I’ve decided to make this an entry for Weekend Herb Blogging (the brainchild of Kalyn at Kalyn’s Kitchen), since rose features so massively in this dish.  This week the event is being hosted by Anna at Morsels and Musings.

13 Comments »

  1. Ros, it looks so pretty! The pink of the lamb matches the petals, nicely co-ordinated! For people who don’t live near a shop that sell the rose petals, Seasoned Pioneers have just started stocking them (probably quite a bit more expensive than your huge bag of them though!!). Everyone seems to be cooking lamb at the moment (Kathryn did Daube last night) so I am definitely cooking it at the weekend!

    Comment by Freya — March 8, 2007 @ 8:12 am

  2. Wow! What an unusual combination!! :) I’d never seen dried rose petals used in cooking before!! Rose water on the other hand… love it. So subtle :)

    That lamb looks perfectly cooked. Yum.

    Comment by Lea — March 8, 2007 @ 4:19 pm

  3. Ros - your view of cooking is as close to mine as I’ve ever seen in anybody on the web. You work with a knowledge of the basic processes and a naturally gifted palate and then try things out. It doesn’t always work - not when I do it anyway - but it’s such a great way to cook and I think it’s the only real way to cook. I don’t want to criticise , but there are some recipe blogs out there that might as well be written by very smart robots.

    Damask rose as it is usually known in this country is a much under-used spice that I’ve written up in my spice archive (which is very much behind because I’m struggling to find time to get it completed). It has both sweet and savoury applications and I’m sure I will be using it when I start my own restaurant.

    Maybe we’ll work together one day!

    Comment by Trig — March 8, 2007 @ 10:20 pm

  4. what a wonderful idea. i love combining sweet floral flavours with meat. i recently tried a nutty, chicken pastry smothered in rosewater and that was wonderful. i can just imagine how good your lamb dish is!

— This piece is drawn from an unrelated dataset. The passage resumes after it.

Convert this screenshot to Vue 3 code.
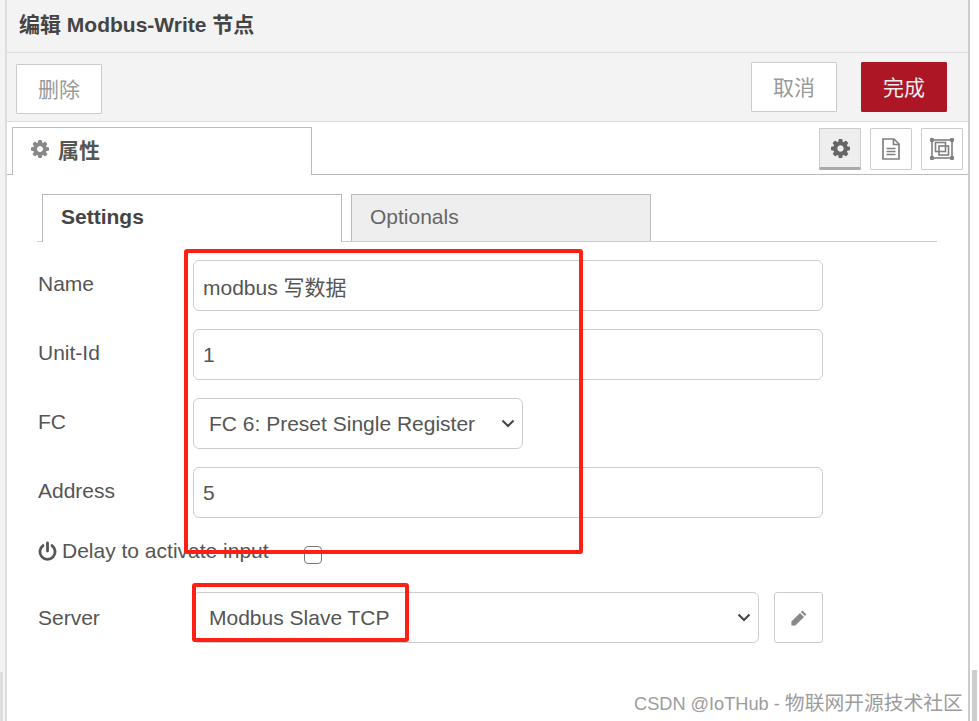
<template>
  <div class="screen">
    <div class="tray">
      <div class="tray-title">编辑 Modbus-Write 节点</div>
      <div class="tray-toolbar">
        <button class="btn delete-btn">删除</button>
        <div class="toolbar-right">
          <button class="btn">取消</button>
          <button class="btn primary">完成</button>
        </div>
      </div>

      <div class="tray-tabs">
        <div class="tray-tab">
          <svg class="tab-gear" viewBox="0 -128 1536 1536"><path :d="gearPath" /></svg>
          <span>属性</span>
        </div>
        <div class="tab-icons">
          <button class="icon-btn selected">
            <svg width="19" height="19" viewBox="0 -128 1536 1536"><path :d="gearPath" fill="#666" /></svg>
          </button>
          <button class="icon-btn">
            <svg width="20" height="22" viewBox="0 0 20 22" fill="none" stroke="#808080" stroke-width="1.7">
              <path d="M2 1h11l5 5v15H2z" />
              <path d="M12.5 1v5.5H18" />
              <path d="M5.5 10.5h9M5.5 13.5h9M5.5 16.5h9" />
            </svg>
          </button>
          <button class="icon-btn">
            <svg width="26" height="24" viewBox="0 0 26 24" fill="none" stroke="#808080" stroke-width="1.6">
              <rect x="3" y="3" width="20" height="18" />
              <rect x="6.5" y="5.5" width="10" height="9" />
              <rect x="10" y="9" width="9.5" height="9" />
              <g fill="#808080" stroke="none">
                <rect x="1" y="1" width="4" height="4" rx="1" />
                <rect x="21" y="1" width="4" height="4" rx="1" />
                <rect x="1" y="19" width="4" height="4" rx="1" />
                <rect x="21" y="19" width="4" height="4" rx="1" />
              </g>
            </svg>
          </button>
        </div>
      </div>

      <div class="tray-body">
        <div class="sub-tabs">
          <div class="sub-tab active">Settings</div>
          <div class="sub-tab">Optionals</div>
        </div>

        <div class="form">
          <div class="form-row">
            <label>Name</label>
            <input class="field" type="text" value="modbus 写数据" />
          </div>
          <div class="form-row">
            <label>Unit-Id</label>
            <input class="field" type="text" value="1" />
          </div>
          <div class="form-row">
            <label>FC</label>
            <select class="field picker fc-select">
              <option>FC 6: Preset Single Register</option>
            </select>
          </div>
          <div class="form-row">
            <label>Address</label>
            <input class="field" type="text" value="5" />
          </div>
          <div class="form-row delay-row">
            <label class="delay-label">
              <svg width="19" height="20" viewBox="0 0 19 20" fill="none" stroke="#555" stroke-width="2.8" stroke-linecap="round">
                <path d="M9.5 2v8" />
                <path d="M5 4.6a7.6 7.6 0 1 0 9 0" />
              </svg>
              Delay to activate input
            </label>
            <input class="check" type="checkbox" />
          </div>
          <div class="form-row">
            <label class="server-label">Server</label>
            <select class="field picker server-select">
              <option>Modbus Slave TCP</option>
            </select>
            <button class="edit-btn">
              <svg width="18" height="18" viewBox="0 0 18 18" fill="#888">
                <path d="M12.4 1.6l4 4-1.5 1.5-4-4z" />
                <path d="M10 4l4 4-8.6 8.6H1.4v-4z" />
              </svg>
            </button>
          </div>
        </div>
      </div>
    </div>

    <div class="scroll-left"></div>
    <div class="scroll-right"></div>
    <div class="mark mark-main"></div>
    <div class="mark mark-server"></div>
    <div class="watermark"><span class="mark-latin">CSDN @IoTHub - </span>物联网开源技术社区</div>
  </div>
</template>

<script setup>
const gearPath = 'M1024 640q0-106-75-181t-181-75-181 75-75 181 75 181 181 75 181-75 75-181zm512-109v222q0 12-8 23t-20 13l-185 28q-19 54-39 91 35 50 107 138 10 12 10 25t-9 23q-27 37-99 108t-94 71q-12 0-26-9l-138-108q-44 23-91 38-16 136-29 186-7 28-36 28h-222q-14 0-24.5-8.5t-11.5-21.5l-28-184q-49-16-90-37l-141 107q-10 9-25 9-14 0-25-11-126-114-165-168-7-10-7-23 0-12 8-23 15-21 51-66.5t54-70.5q-27-50-41-99l-183-27q-13-2-21-12.5t-8-23.5v-222q0-12 8-23t19-13l186-28q14-46 39-92-40-57-107-138-10-12-10-24 0-10 9-23 26-36 98.5-107.5t94.5-71.5q13 0 26 10l138 107q44-23 91-38 16-136 29-186 7-28 36-28h222q14 0 24.5 8.5t11.5 21.5l28 184q49 16 90 37l142-107q9-9 24-9 13 0 25 10 129 119 165 170 7 8 7 22 0 12-8 23-15 21-51 66.5t-54 70.5q26 50 41 98l183 28q13 2 21 12.5t8 23.5z'
</script>

<style scoped>
.screen {
  position: relative;
  width: 979px;
  height: 721px;
  overflow: hidden;
  background: #fff;
  font-family: "Liberation Sans", "Noto Sans CJK SC", sans-serif;
  font-size: 21px;
  color: #555;
}

.tray {
  box-sizing: border-box;
  width: 965px;
  height: 721px;
  border-left: 2px solid #ddd;
  border-right: 2px solid #ccc;
  margin-left: 5px;
  background: #fff;
  box-shadow: -5px 0 0 #f3f3f3;
}

.tray-title {
  box-sizing: border-box;
  height: 53px;
  padding: 0 0 0 12px;
  line-height: 50px;
  font-weight: bold;
  color: #444;
  background: #f3f3f3;
  border-bottom: 1px solid #ddd;
}

.tray-toolbar {
  box-sizing: border-box;
  height: 69px;
  display: flex;
  justify-content: space-between;
  padding: 11px 21px 0 9px;
  background: #f3f3f3;
  border-bottom: 1px solid #ddd;
}

.toolbar-right {
  display: flex;
  gap: 24px;
  margin-top: -2px;
}

.btn {
  box-sizing: border-box;
  width: 86px;
  height: 50px;
  border: 1px solid #ccc;
  border-radius: 1px;
  background: #fff;
  color: #999;
  font: inherit;
  padding: 0 0 3px;
}

.btn.primary {
  background: #ad1625;
  border-color: #ad1625;
  color: #eee;
}

.tray-tabs {
  box-sizing: border-box;
  height: 53px;
  display: flex;
  border-bottom: 1px solid #bbb;
}

.tray-tab {
  box-sizing: border-box;
  width: 300px;
  height: 48px;
  margin: 5px 0 -1px 5px;
  display: flex;
  align-items: center;
  gap: 9px;
  padding: 0 0 5px 18px;
  background: #fff;
  border: 1px solid #bbb;
  border-bottom: none;
  font-weight: bold;
  color: #555;
}

.tab-gear {
  width: 18px;
  height: 18px;
  fill: #888;
}

.tab-icons {
  display: flex;
  gap: 9px;
  margin: 6px 5px 0 auto;
}

.icon-btn {
  box-sizing: border-box;
  width: 42px;
  height: 42px;
  display: flex;
  align-items: center;
  justify-content: center;
  padding: 0;
  background: #fff;
  border: 1px solid #ccc;
  border-radius: 1px;
}

.icon-btn.selected {
  background: #eee;
  border-bottom: 3px solid #aaa;
}

.tray-body {
  padding: 19px 31px 0 30px;
}

.sub-tabs {
  display: flex;
  gap: 9px;
  height: 47px;
  padding-left: 5px;
  border-bottom: 1px solid #ccc;
}

.sub-tab {
  box-sizing: border-box;
  width: 300px;
  height: 47px;
  padding-left: 18px;
  line-height: 44px;
  background: #eee;
  border: 1px solid #bbb;
  border-bottom: none;
  color: #666;
}

.sub-tab.active {
  height: 48px;
  background: #fff;
  font-weight: bold;
  color: #444;
}

.form {
  padding: 18px 0 0 1px;
}

.form-row {
  display: flex;
  align-items: center;
  height: 51px;
  margin-bottom: 18px;
}

.form-row > label {
  width: 155px;
  flex: none;
  padding-bottom: 3px;
}

.form-row > .server-label {
  padding-bottom: 0;
}

.field {
  box-sizing: border-box;
  width: 630px;
  height: 51px;
  padding: 0 9px;
  border: 1px solid #ccc;
  border-radius: 6px;
  background: #fff;
  font: inherit;
  color: #555;
  outline: none;
}

.picker {
  appearance: none;
  padding: 0 30px 0 15px;
  background-image: url("data:image/svg+xml,%3Csvg xmlns='http://www.w3.org/2000/svg' width='14' height='9' viewBox='0 0 14 9'%3E%3Cpath d='M1.5 1.5L7 7l5.5-5.5' fill='none' stroke='%23444' stroke-width='2'/%3E%3C/svg%3E");
  background-repeat: no-repeat;
  background-position: right 7px center;
}

.fc-select {
  width: 330px;
}

.server-select {
  width: 566px;
}

.form-row.delay-row {
  height: 38px;
}

.form-row > .delay-label {
  display: flex;
  align-items: center;
  gap: 5px;
  width: 266px;
  padding-bottom: 8px;
}

.check {
  appearance: none;
  box-sizing: border-box;
  width: 18px;
  height: 18px;
  margin: 0;
  border: 1.5px solid #777;
  border-radius: 4px;
  background: #fff;
}

.edit-btn {
  box-sizing: border-box;
  width: 49px;
  height: 51px;
  margin-left: 15px;
  display: flex;
  align-items: center;
  justify-content: center;
  padding: 0;
  background: #fff;
  border: 1px solid #ccc;
  border-radius: 3px;
}

/* stuff that sits over the form */
.scroll-left {
  position: absolute;
  left: 0;
  top: 672px;
  width: 3px;
  height: 49px;
  background: #ddd;
}

.scroll-right {
  position: absolute;
  left: 972px;
  top: 670px;
  width: 5px;
  height: 51px;
  background: #ccc;
}

.mark {
  position: absolute;
  box-sizing: border-box;
  border: 4px solid #ff1f14;
  border-radius: 3px;
}

.mark-main {
  left: 184px;
  top: 249px;
  width: 399px;
  height: 305px;
}

.mark-server {
  left: 192px;
  top: 583px;
  width: 217px;
  height: 59px;
}

.watermark {
  position: absolute;
  left: 634px;
  top: 691px;
  font-size: 19.8px;
  line-height: 24px;
  color: #9c9c9c;
  white-space: nowrap;
}

.mark-latin {
  font-size: 18.2px;
}
</style>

    Comment by Anna — March 9, 2007 @ 12:19 am

  5. Hi … thanks for the link ..
    This is FABULOUS - and I love the idea of lamb with lavender, too … next time I’m in London, I’ll look in an Iranian shop for the rose petals (in the summer, there’ll be plenty in my garden!) - I’ve been wanting to go to an Iranian or Turkish shop ever since I read in a book by Claudia Roden that you can get quinces all year round in a Turkish shop, and they are also terrific with lamb

    Joanna
    joannasfood.blogspot.com

    Comment by Joanna — March 10, 2007 @ 11:27 am

  6. These petals look great. The colours are wonderful. In our turkish shop they aren´t selling them :( ( So I wait for a while. Then there´s a lot of them in my garden. :) )

    Comment by Helene — March 12, 2007 @ 7:25 pm

  7. Great entry. It sound great, and the photo looks just delicious. (And we rarely get entries that use flowers, so that’s extra fun.)

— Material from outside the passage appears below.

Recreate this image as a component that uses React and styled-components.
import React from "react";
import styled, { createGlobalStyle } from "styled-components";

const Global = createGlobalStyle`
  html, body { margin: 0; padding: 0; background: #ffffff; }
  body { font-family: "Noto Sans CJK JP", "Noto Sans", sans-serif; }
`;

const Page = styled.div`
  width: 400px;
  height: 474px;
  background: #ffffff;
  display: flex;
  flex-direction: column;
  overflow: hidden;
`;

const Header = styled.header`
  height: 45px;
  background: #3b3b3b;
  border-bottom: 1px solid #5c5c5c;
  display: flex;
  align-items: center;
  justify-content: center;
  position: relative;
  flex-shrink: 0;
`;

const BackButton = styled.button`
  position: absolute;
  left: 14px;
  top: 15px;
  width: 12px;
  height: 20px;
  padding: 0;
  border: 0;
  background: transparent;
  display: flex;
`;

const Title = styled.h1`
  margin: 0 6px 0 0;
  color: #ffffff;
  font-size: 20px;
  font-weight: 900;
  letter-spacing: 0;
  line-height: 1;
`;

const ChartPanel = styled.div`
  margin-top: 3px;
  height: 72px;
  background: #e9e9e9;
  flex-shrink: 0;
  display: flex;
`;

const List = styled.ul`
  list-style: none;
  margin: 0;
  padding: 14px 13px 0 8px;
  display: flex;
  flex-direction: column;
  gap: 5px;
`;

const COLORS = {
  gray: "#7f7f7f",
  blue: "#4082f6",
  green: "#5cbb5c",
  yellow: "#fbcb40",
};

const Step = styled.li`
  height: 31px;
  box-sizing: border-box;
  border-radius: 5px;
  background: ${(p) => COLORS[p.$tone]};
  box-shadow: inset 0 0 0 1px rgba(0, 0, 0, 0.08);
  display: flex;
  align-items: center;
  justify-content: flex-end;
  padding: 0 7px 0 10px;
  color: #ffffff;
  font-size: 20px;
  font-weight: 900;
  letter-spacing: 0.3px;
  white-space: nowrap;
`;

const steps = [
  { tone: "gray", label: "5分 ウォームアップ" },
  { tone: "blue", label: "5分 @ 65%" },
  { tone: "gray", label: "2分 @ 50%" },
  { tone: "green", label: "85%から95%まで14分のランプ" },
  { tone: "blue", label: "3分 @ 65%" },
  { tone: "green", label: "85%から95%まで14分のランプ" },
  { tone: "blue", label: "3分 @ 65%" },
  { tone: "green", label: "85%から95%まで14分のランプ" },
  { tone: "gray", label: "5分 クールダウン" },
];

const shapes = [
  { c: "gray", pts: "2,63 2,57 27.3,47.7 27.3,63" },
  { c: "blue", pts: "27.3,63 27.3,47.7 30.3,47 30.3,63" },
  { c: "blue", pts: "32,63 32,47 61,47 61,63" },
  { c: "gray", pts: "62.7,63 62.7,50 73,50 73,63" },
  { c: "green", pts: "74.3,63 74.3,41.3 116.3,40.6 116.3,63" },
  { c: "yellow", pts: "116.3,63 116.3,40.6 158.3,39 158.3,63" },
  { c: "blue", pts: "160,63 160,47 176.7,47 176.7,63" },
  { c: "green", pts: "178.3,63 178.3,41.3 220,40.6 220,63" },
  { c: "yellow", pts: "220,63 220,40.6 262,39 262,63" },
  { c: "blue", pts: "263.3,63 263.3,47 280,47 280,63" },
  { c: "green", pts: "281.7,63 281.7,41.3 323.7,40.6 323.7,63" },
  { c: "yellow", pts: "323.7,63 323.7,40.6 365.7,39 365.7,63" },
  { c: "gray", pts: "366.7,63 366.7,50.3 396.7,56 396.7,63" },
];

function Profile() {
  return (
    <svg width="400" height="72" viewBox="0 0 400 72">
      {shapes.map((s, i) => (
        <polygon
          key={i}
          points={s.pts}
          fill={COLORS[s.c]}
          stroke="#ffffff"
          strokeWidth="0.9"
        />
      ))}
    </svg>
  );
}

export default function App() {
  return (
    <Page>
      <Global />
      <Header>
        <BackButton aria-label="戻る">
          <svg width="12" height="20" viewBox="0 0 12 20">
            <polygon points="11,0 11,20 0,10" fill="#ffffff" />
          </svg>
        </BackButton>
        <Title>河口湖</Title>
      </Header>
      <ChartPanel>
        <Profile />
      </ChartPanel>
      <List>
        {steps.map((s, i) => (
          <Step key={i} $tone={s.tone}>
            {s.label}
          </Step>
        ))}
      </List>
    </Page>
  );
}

    Comment by Kalyn — March 13, 2007 @ 12:48 am

  8. Freya: Thanks! I can’t resist a pink garnish. Those petals cost about £1.50 for the bag, so they were pretty cheap considering how long they’re likely to last.

    Lea: Wouldn’t life be boring without unusual combinations for food? This is the great thing about living in London. There’s ingredients from loads of different cuisines which means lots of opportunity for experimenting with fusion dishes.

    Trig: Like you (I think), experimentation in cooking and the new discoveries are what makes cooking enjoyable for me. However I don’t think we hould knock the blogs that take a more traditional approach. It may not be what we pesonally are interested in but loads of people just aren’t adventurous about their food and it makes sense that there should be blogs that write for that audience. As for working together, I would happily collaborate on a recipebook one day ;) .

    Anna, thanks very much for hosting this week. Your round up was great. That pastry sounds very nice. It sounds like it might have been a variant on bastilla.

    Joanna: Do let us know if you manage to succesfully dry out some rose petals. I don’t know if the species makes much difference but the ones in shops always seem to be these damascus petals.

    Helene: Thanks for stopping by the site. I will look at yours later tonight. I must admit I’m very lucky to live in a city where I can just jump on a tube and go to Iranian, Japanese, Trinidadian, Ethiopian, Sri lankan…. the list goes on…. shops and get these ingredients. It is a shame your Turkish store did not have the petals but hopefully you will have success making your own in the summer.

    Kalyn: I’ll have to do lavender for a future entry then! Flowers in cooking are a much under used thing.

    Comment by ros — March 13, 2007 @ 10:12 pm

  9. Hi Ros,

    Just after reading this i saw a ‘luxury crisp’ cereal in asda *hangs head in shame* consisting of freeze dried berries, cereal clusters, and…. dried rose petals! I bought it to try out that rose petal flavour - it was pretty good, and i’m not usually one for perfumy type flavours. When can i come round to try the lamb?

    Comment by Schmoofaloof — March 15, 2007 @ 2:08 pm

  10. Schmoof, if there was any lamb left you would be most welcome to try some but it has all been eaten! No doubt I’ll find an excuse to try to improve on this recipe soon though.

    We missed you at Borough on Saturday. :( Is your back any better now?

    Comment by ros — March 15, 2007 @ 7:23 pm

  11. Yeah, stoopid flu! I can breathe now, but everytime i cough (which is frequently), laugh (more so) or burp (well…) my right shoulder hurts, which puzzles me greatly. I’m all brok-up! Next time there’s a meet i’ll definitely be there.

    Comment by Schmoofaloof — March 16, 2007 @ 4:17 pm

  12. this recipe would be perfect for the WTSIM…easter basket event i am hosting next week - spring lamb with lavender sounds like the perfect contribution - can i tempt you?

    Comment by johanna — March 25, 2007 @ 12:58 pm

  13. Actually Johanna, I was trying to think up an entry for WTSIM this month but wasgetting a little bit stuck. Do you mean I should enter this post? I havea feeling it might be against the rules for WHB but I’ll check.